Carlos Engemann
Marcia Amantino
Embora a sesmaria tenha sido doada aos padres inacianos em 1630, eles só começaram a levantar a fazenda no final do século. Provavelmente a fazenda surgiu de queimadas para facilitar a derrubada da mata nativa e dar lugar a gramíneas que serviriam de pastagem e a chamaram-na de Campos Novos para diferenciá-la da fazenda de Campos dos Goitacazes. A igreja estabelecida no local foi consagrada a Santo Inácio, militar espanhol canonizado em 1622 e fundador da Companhia de Jesus. Esta possuía um altar central e nele estava colocada a imagem do dileto fundador, cuja lenda reza guardou a carta deixada pelos jesuítas doando a fazenda aos moradores locais. Nos altares laterais estavam colocadas as imagens de Nossa Senhora da Conceição com o menino Jesus, de São José e de outros santos ou santas. Além dos crucifixos, objetos sagrados e de uma “pia batismal de pedra mármore movediça”, também havia grande quantidade de roupas para as imagens e para os celebrantes dos ofícios religiosos, bem como várias toalhas, alfaias sagradas e cortinas de tecidos e cores variadas. [1]

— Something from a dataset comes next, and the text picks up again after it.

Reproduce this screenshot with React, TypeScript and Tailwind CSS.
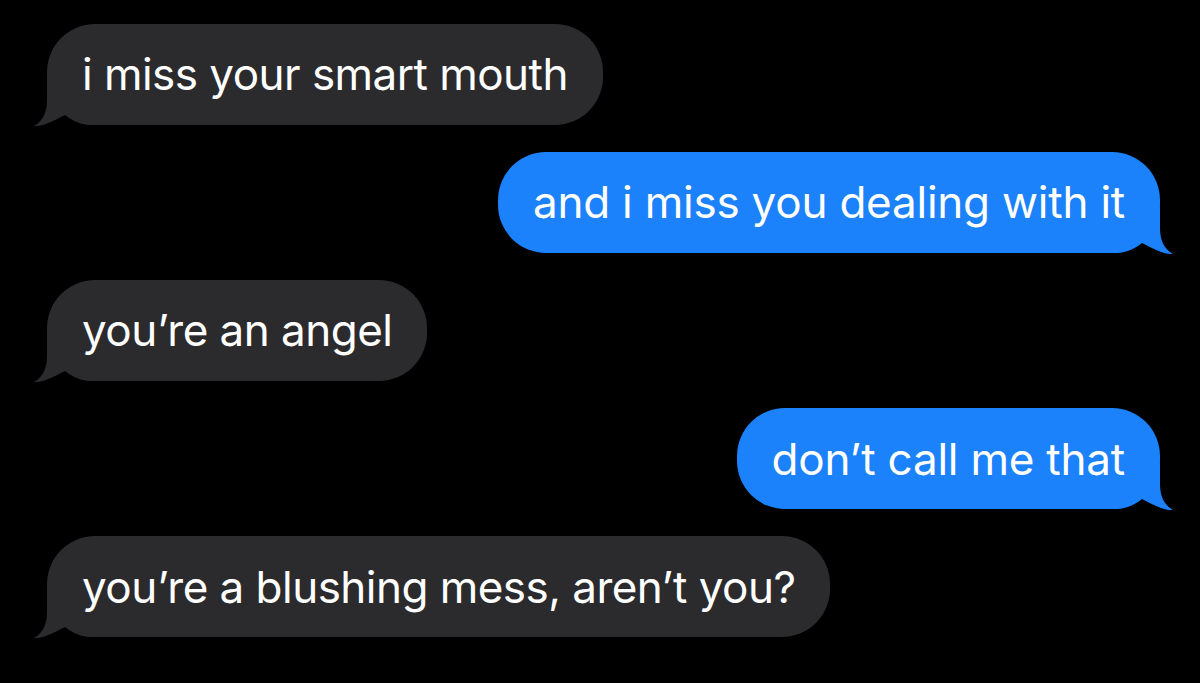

Do ponto de vista econômico, sua produção, como era peculiar às fazendas jesuíticas, era voltada principalmente para a criação de gado e alimentos. Mas também havia uma grande exploração econômica de madeiras, retiradas de suas matas e enviadas para o Rio de Janeiro. Em 1707 a fazenda possuía cerca de 1.500 cabeças de gado e em meados deste mesmo século este número não havia sofrido considerável mudança. Em 1721, o padre Antonio Cardozo, prepósito da província do Brasil, estava em Lisboa e foi intimado a prestar algumas informações sobre as questões fundiárias nesta região. Por suas informações fica-se sabendo que de acordo com o padre, as terras de campos Novos eram “alagadiças e inúteis na maior parte para a lavoura”.[2]
No entanto, a Ordem era dotada de espírito empreendedor e de vários membros com elevado grau de conhecimento técnico em várias áreas do conhecimento, como a hidráulica, por exemplo. Talvez pela experiência obtida em Santa Cruz, uma outra fazenda de terras alagadiças e não muito distante de Campos Novos, onde foram feitas várias obras de drenagem e contenção de fluxos de água, os padres estavam aptos a mudar a situação da propriedade. Alguns anos depois, iniciaram obras de drenagem de lagoas e abriu-se um canal para escoar a produção da fazenda, tal como em Santa Cruz. Em 1726, o governador do Rio de janeiro, Luiz Vaía Monteiro apresentava esta obra feita pelos inacianos como um modelo a ser seguido em uma situação parecida na cidade carioca.[3]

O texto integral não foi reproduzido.